Port-of-Spain City Corporation hopes to develop the abandoned National Broadcasting Network (NBN) building on Abercromby Street, Port-of-Spain, into a night shelter for homeless people. Port-of-Spain mayor Louis Lee Sing said so yesterday during a tour and stakeholder meeting at the New City Mall and the East Side Plaza yesterday. Lee Sing said the proposed shelter would accommodate those who slept on the street and not drug addicts and those with mental health illnesses. Homeless people deported from foreign countries were also expected to be housed at the facility.

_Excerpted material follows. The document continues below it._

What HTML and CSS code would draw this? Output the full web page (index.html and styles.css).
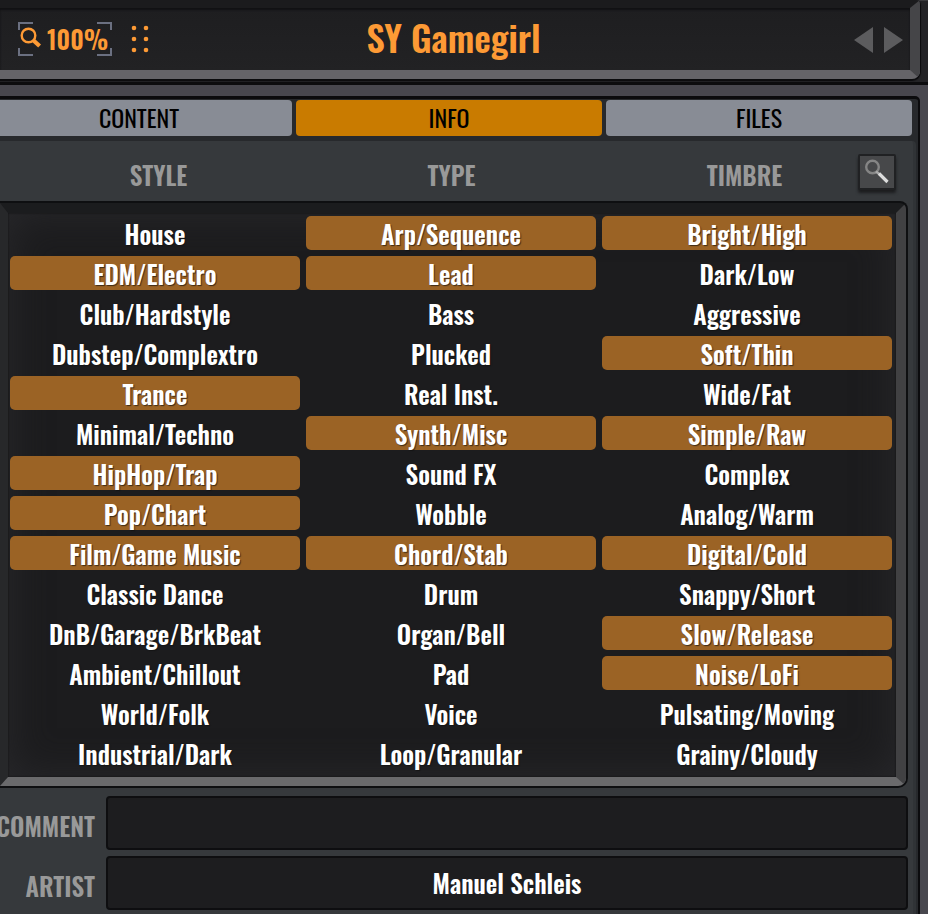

"The building is good and has a lot of bathroom facilities," Lee Sing said. "There is also an area at the top of the building that can be used as a cafeteria area." Lee Sing said the project was still before the corporation's council and yet to be decided upon. At present, the Centre for the Socially Displaced at Riverside Plaza in Port-of-Spain is one of the only places in the nation's capital for vagrants. Lee Sing added that if approved by the council, the corporation would then seek funds to do refurbishment works to the building to make it safe and comfortable for use as a residence for the homeless.
The building at 17 Abercromby Street, which has been abandoned for years, was one of several owned by NBN, the defunct state-owned media house that controlled radio stations, which were located at Abercromby Street and the television station, which was located on Maraval Road. NBN closed its operations in January 2005.